• **Provided data**:

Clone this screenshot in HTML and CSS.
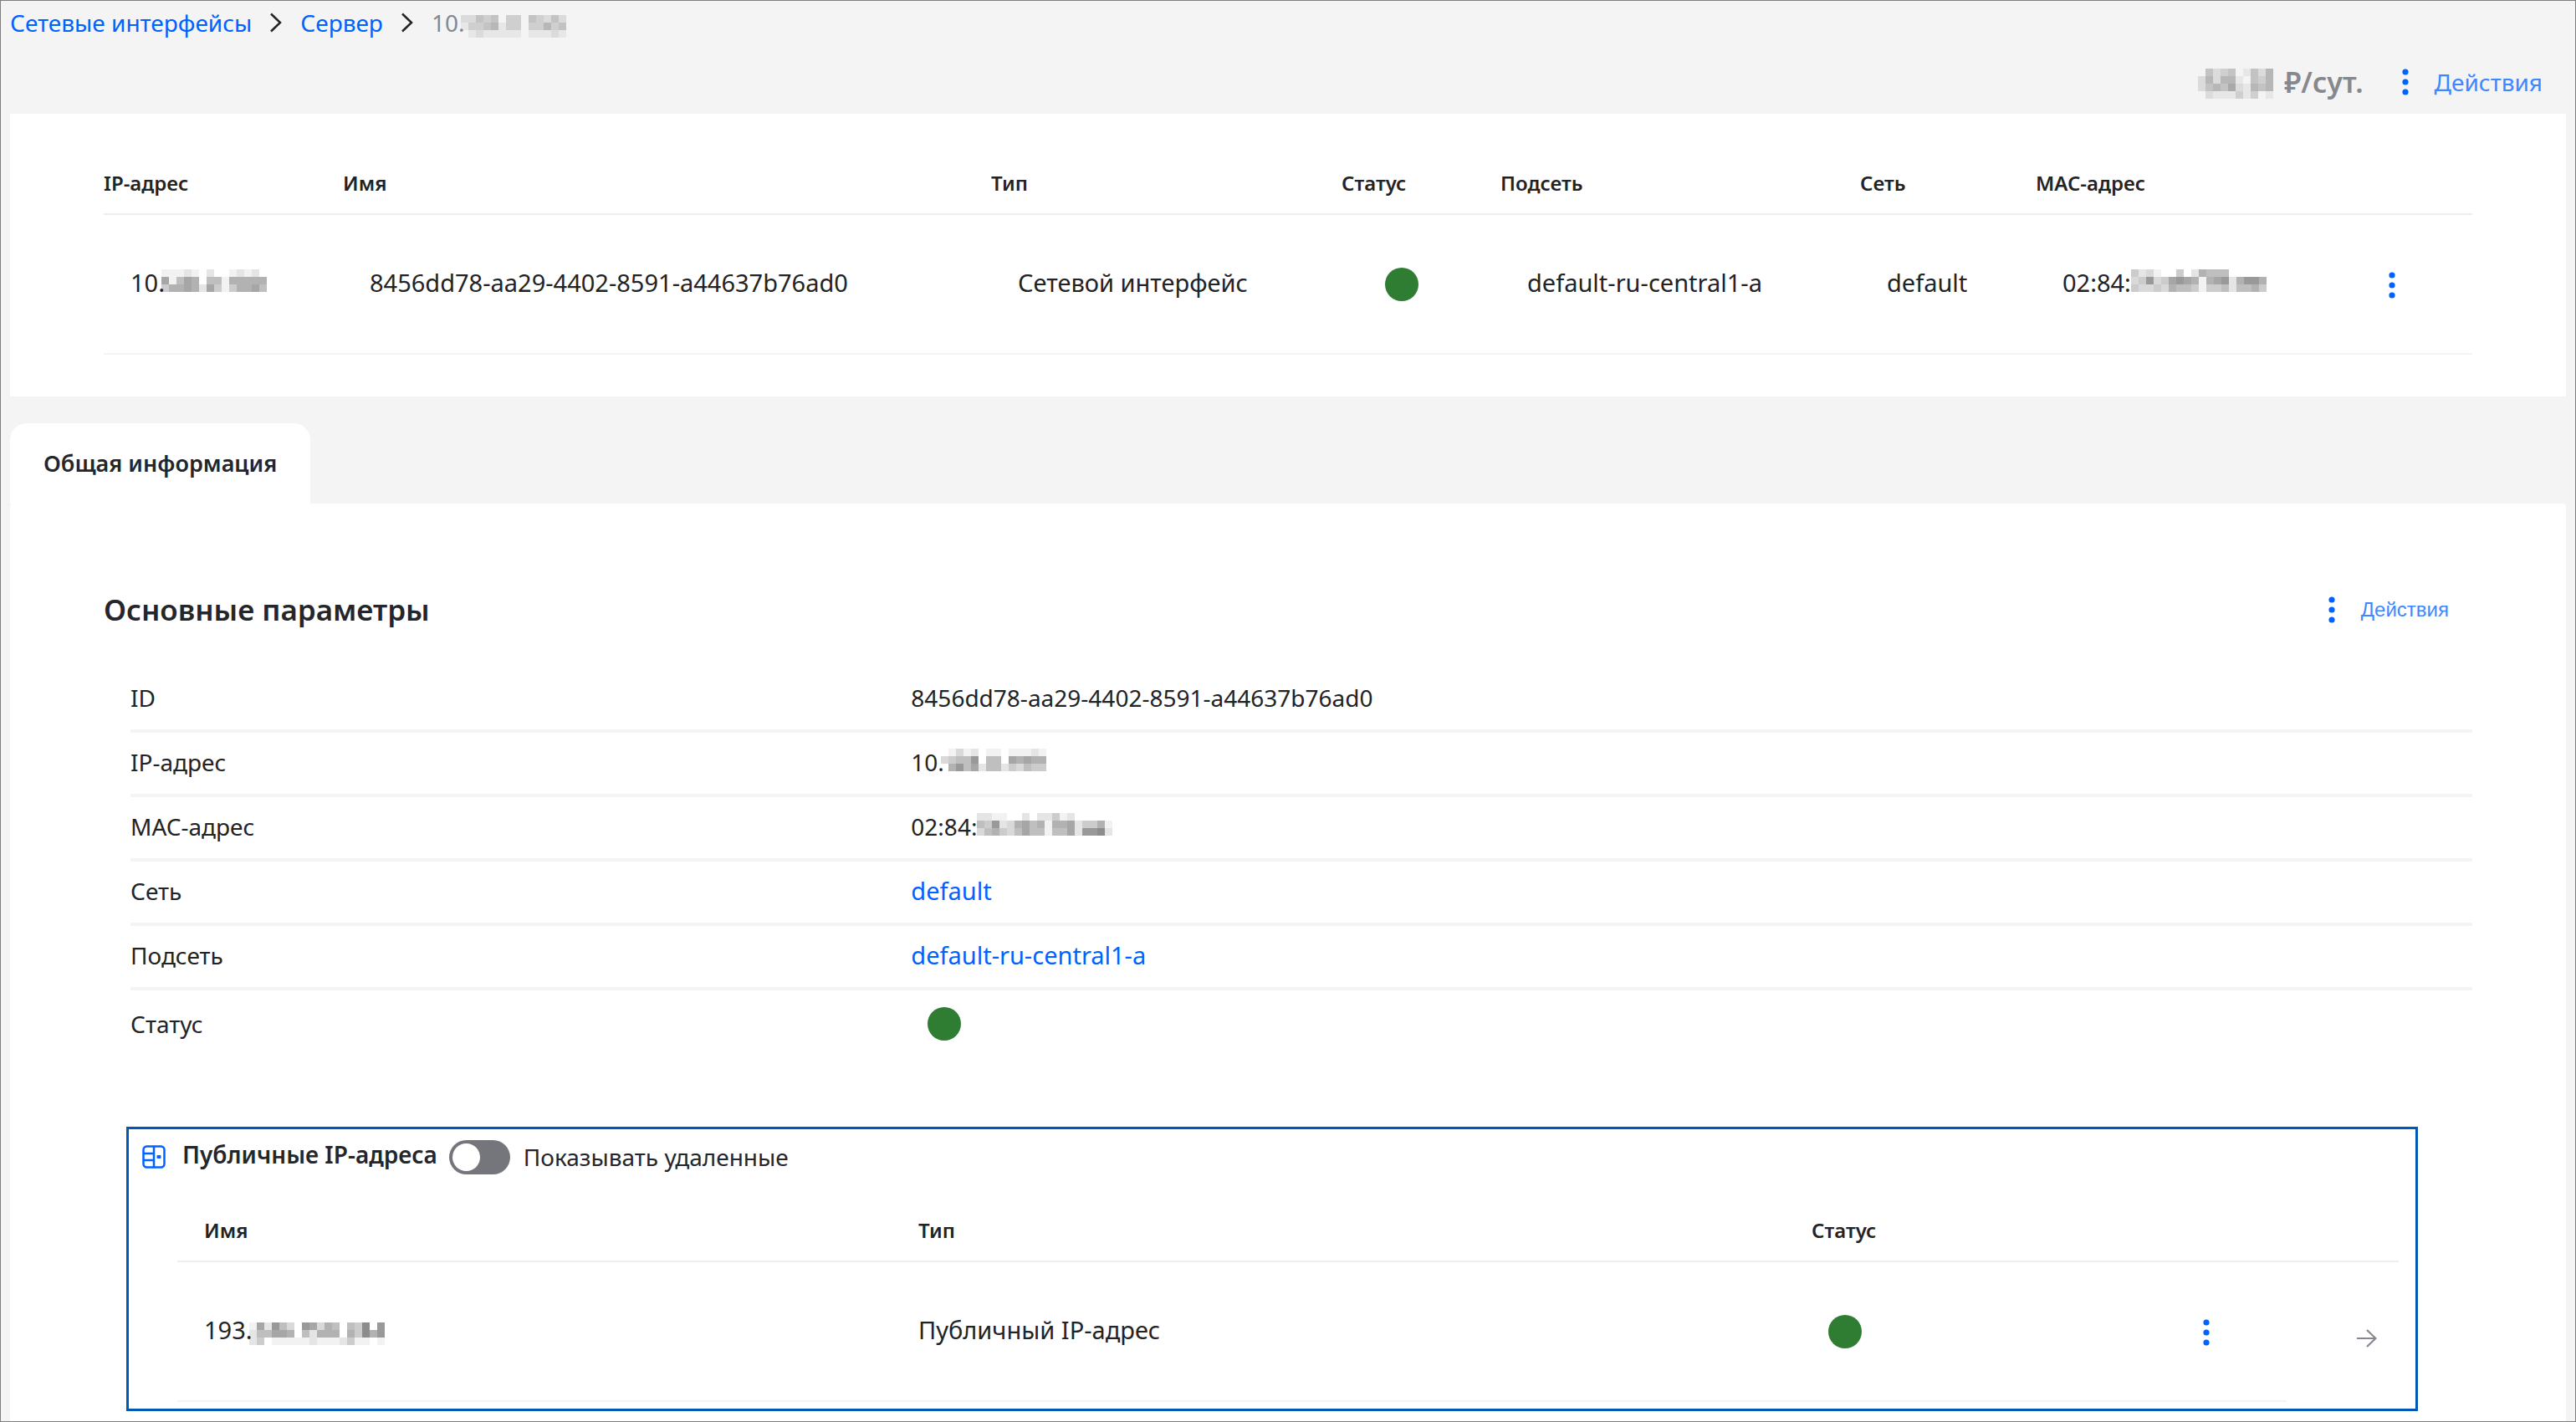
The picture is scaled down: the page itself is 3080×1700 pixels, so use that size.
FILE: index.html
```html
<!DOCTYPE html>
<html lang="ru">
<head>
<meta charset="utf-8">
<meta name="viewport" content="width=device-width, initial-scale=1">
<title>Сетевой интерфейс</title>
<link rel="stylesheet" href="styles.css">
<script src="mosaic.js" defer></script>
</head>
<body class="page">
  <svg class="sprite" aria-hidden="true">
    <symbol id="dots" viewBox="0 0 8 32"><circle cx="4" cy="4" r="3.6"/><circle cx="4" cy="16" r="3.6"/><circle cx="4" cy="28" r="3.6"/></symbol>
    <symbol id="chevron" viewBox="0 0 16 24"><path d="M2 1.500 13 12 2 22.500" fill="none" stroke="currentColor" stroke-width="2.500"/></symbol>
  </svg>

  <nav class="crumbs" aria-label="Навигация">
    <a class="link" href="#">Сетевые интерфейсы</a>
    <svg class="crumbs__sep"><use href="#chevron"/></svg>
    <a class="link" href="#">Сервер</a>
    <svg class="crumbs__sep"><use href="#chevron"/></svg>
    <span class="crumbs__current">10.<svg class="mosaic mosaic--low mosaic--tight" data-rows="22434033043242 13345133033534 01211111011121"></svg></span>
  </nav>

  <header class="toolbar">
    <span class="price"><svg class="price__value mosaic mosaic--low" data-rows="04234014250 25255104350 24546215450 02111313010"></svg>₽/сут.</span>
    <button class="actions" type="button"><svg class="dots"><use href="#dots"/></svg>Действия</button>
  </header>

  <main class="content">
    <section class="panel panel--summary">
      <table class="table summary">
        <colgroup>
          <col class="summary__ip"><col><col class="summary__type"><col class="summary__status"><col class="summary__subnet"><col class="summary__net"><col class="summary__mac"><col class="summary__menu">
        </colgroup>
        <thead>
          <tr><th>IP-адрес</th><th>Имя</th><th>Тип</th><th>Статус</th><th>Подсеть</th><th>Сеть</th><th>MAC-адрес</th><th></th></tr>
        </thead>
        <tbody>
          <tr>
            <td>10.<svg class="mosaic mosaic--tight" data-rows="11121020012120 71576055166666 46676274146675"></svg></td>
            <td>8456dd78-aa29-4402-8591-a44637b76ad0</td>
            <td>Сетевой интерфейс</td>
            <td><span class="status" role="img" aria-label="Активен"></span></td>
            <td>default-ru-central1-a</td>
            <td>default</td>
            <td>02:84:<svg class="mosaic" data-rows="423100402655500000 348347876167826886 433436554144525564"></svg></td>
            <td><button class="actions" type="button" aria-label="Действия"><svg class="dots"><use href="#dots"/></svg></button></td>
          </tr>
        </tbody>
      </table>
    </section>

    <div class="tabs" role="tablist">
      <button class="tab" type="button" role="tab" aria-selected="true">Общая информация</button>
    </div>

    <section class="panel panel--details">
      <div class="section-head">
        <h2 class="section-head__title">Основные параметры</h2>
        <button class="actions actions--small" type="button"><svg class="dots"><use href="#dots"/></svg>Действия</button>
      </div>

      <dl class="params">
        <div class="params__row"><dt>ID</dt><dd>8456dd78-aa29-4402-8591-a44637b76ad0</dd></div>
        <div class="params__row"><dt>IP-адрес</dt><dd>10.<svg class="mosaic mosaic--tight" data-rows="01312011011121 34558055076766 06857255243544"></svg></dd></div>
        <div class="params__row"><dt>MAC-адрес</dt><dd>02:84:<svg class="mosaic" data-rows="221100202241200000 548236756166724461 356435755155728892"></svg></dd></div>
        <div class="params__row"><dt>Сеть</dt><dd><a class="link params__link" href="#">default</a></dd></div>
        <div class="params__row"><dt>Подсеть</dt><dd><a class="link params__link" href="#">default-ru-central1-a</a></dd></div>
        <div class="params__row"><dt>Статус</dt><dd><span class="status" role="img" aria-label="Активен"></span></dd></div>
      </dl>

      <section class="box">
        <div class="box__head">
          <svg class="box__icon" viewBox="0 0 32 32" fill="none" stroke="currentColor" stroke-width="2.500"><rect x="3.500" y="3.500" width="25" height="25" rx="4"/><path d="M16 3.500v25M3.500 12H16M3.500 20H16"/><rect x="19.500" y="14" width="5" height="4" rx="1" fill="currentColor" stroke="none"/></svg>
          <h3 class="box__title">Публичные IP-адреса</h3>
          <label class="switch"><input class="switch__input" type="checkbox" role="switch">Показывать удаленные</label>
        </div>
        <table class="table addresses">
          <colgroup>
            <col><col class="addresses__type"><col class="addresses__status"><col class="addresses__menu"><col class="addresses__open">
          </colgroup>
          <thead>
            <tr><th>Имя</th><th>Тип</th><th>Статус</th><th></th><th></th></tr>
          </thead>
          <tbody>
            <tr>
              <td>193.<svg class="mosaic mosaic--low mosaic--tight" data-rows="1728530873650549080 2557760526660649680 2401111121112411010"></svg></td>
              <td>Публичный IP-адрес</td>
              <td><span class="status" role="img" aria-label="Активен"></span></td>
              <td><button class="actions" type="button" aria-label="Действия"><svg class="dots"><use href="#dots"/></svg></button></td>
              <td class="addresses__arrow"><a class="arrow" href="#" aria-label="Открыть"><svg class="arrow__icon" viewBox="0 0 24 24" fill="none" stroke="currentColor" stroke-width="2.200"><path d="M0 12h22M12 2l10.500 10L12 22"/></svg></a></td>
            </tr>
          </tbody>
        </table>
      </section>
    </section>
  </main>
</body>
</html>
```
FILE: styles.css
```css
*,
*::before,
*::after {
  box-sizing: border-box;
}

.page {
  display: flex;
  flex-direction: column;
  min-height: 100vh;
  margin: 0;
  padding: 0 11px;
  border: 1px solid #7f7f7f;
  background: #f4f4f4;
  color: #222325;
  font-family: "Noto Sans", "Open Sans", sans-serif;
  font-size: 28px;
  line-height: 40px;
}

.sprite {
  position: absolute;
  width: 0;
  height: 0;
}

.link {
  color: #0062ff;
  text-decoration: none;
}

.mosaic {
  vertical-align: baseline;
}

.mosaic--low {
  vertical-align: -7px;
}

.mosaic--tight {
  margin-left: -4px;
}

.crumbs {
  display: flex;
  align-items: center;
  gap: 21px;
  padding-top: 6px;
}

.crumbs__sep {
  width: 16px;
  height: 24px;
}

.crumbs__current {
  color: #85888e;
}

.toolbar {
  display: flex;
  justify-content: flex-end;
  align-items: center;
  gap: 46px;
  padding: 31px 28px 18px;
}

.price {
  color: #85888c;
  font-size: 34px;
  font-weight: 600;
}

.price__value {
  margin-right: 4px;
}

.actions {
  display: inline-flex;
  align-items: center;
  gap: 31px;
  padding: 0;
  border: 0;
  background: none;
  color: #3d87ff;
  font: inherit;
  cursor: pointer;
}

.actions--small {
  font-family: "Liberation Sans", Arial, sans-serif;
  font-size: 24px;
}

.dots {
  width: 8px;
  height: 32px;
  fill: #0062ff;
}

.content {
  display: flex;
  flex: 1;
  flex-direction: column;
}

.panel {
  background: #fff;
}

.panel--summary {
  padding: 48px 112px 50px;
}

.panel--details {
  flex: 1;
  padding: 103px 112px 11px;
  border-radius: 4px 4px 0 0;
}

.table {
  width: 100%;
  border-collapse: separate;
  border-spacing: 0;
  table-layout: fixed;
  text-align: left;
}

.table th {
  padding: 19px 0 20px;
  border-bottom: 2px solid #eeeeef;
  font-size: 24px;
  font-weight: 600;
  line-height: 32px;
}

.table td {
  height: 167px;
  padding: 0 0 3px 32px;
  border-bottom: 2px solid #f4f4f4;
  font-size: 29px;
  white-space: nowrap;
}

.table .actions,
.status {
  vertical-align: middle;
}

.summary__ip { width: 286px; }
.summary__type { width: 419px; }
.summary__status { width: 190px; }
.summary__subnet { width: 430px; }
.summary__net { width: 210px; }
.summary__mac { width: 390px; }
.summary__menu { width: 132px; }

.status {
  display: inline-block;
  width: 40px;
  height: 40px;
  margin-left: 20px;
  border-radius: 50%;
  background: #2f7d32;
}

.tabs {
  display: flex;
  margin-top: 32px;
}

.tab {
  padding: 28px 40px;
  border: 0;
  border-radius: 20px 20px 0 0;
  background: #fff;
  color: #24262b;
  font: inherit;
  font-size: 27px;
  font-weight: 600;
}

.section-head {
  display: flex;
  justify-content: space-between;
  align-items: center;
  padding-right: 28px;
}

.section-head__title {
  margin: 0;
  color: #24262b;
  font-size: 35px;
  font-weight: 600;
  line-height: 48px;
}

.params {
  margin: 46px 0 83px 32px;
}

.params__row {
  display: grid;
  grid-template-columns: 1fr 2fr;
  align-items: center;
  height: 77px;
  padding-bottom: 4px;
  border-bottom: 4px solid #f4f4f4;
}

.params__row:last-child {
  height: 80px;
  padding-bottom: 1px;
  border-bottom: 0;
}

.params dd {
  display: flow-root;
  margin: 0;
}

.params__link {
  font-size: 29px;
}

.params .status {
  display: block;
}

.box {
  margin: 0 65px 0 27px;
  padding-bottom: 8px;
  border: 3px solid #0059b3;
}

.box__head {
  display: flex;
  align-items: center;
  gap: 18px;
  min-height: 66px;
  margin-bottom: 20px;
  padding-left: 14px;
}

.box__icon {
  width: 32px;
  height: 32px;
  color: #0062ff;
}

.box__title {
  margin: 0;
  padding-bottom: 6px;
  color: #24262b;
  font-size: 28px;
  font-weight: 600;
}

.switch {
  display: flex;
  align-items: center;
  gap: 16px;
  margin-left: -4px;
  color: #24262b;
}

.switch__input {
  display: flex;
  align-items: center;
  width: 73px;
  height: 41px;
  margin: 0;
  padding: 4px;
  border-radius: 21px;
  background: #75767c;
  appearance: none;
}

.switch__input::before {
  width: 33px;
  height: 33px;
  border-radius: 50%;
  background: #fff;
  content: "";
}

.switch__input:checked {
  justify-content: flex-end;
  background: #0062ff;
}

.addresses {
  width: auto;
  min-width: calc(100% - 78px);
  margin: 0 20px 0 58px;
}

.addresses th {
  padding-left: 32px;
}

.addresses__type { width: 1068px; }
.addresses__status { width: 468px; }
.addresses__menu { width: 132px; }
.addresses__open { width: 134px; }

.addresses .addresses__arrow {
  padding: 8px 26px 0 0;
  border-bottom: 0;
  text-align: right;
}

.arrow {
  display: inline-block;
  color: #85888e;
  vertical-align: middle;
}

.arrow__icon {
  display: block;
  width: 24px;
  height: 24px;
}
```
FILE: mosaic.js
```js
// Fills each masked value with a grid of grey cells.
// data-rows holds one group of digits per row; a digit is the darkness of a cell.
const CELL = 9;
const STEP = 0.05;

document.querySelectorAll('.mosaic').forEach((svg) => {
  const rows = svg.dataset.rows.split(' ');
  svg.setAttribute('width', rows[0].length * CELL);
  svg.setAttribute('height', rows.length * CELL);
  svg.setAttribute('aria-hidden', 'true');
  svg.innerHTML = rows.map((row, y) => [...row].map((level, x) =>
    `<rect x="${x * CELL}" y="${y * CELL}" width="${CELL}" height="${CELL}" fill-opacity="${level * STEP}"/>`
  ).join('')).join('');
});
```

• **The task**: Count the lines in which the string "page" appears, then report only that figure.

• **Response below**: 3